**Stated goal**: Scan each line of the records for the word "styles" and extract the ones that have it.

**Data for the task**:
-.-.-

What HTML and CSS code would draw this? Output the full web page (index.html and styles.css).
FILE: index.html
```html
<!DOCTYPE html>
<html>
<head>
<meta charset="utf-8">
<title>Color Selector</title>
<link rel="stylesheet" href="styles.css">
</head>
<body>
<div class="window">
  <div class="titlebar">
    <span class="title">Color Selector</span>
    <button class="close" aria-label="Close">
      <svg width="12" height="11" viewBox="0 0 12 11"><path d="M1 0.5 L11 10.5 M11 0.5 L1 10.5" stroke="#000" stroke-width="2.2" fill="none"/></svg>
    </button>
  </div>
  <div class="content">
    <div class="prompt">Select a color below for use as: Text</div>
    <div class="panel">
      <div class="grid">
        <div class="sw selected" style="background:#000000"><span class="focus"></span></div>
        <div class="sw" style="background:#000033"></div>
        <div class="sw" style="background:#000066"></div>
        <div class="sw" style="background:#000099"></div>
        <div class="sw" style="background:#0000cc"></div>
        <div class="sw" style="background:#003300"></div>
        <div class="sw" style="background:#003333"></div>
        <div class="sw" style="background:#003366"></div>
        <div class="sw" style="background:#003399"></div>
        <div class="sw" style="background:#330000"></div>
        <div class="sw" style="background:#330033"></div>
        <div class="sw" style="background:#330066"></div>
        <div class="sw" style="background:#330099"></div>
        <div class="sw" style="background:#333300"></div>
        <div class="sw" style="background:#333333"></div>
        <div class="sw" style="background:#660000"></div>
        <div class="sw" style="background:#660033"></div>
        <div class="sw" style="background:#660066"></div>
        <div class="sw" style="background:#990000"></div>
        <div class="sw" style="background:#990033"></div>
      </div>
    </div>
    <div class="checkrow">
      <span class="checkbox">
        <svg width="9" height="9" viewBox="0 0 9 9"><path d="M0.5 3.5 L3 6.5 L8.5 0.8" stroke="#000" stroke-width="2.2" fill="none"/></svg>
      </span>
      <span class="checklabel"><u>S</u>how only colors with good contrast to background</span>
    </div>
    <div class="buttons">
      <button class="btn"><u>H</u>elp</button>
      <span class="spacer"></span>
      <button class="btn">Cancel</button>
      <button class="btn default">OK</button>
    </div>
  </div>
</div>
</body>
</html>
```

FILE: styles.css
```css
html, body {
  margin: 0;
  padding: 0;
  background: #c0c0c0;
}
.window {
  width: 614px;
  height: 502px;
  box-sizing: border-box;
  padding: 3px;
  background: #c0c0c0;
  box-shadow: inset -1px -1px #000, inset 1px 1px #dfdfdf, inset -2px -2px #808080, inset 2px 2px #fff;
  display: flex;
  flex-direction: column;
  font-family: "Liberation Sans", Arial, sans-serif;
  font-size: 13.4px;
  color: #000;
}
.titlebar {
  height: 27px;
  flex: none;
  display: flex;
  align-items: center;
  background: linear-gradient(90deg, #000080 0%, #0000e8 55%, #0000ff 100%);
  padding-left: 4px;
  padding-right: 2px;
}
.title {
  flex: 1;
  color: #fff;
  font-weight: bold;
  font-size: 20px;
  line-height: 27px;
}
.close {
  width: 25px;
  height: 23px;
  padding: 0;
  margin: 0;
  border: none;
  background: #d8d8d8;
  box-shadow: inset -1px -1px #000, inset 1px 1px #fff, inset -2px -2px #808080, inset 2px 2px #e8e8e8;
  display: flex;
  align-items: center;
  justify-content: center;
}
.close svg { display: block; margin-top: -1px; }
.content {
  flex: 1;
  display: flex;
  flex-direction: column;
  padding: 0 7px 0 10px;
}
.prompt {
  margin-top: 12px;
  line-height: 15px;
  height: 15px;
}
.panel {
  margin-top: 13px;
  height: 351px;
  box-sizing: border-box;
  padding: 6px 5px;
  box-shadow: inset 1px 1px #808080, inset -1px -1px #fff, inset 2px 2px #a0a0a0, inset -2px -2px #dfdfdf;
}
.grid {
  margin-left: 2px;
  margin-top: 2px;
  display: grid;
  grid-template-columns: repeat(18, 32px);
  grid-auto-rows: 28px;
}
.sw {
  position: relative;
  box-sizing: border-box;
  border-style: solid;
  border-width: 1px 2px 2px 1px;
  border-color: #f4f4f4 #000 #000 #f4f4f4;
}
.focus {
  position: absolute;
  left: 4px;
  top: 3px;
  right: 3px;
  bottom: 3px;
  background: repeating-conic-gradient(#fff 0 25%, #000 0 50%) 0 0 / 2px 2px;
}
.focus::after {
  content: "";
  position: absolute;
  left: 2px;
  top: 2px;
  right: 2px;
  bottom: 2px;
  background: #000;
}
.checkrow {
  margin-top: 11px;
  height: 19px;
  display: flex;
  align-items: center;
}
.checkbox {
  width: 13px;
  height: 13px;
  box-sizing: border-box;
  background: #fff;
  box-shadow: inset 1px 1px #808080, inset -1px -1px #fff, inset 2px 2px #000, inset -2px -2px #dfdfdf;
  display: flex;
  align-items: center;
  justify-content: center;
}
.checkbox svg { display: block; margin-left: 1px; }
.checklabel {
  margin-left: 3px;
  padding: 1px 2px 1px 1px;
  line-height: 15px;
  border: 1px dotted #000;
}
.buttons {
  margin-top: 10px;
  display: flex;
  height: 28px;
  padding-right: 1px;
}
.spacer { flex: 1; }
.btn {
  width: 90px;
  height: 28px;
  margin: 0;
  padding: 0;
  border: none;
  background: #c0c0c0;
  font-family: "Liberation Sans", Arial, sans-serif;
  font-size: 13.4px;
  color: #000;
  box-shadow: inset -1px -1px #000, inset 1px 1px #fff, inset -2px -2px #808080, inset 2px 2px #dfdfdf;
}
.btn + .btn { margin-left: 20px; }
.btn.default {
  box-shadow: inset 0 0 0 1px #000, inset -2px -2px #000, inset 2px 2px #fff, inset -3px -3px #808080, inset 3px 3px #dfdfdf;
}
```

-.-.-

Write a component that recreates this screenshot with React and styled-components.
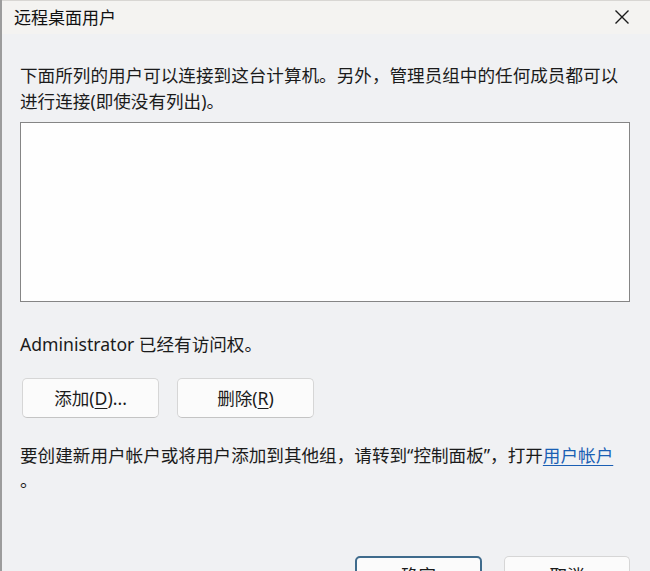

-.-.-

**Complete response**:
What HTML and CSS code would draw this? Output the full web page (index.html and styles.css).
<link rel="stylesheet" href="styles.css">
FILE: styles.css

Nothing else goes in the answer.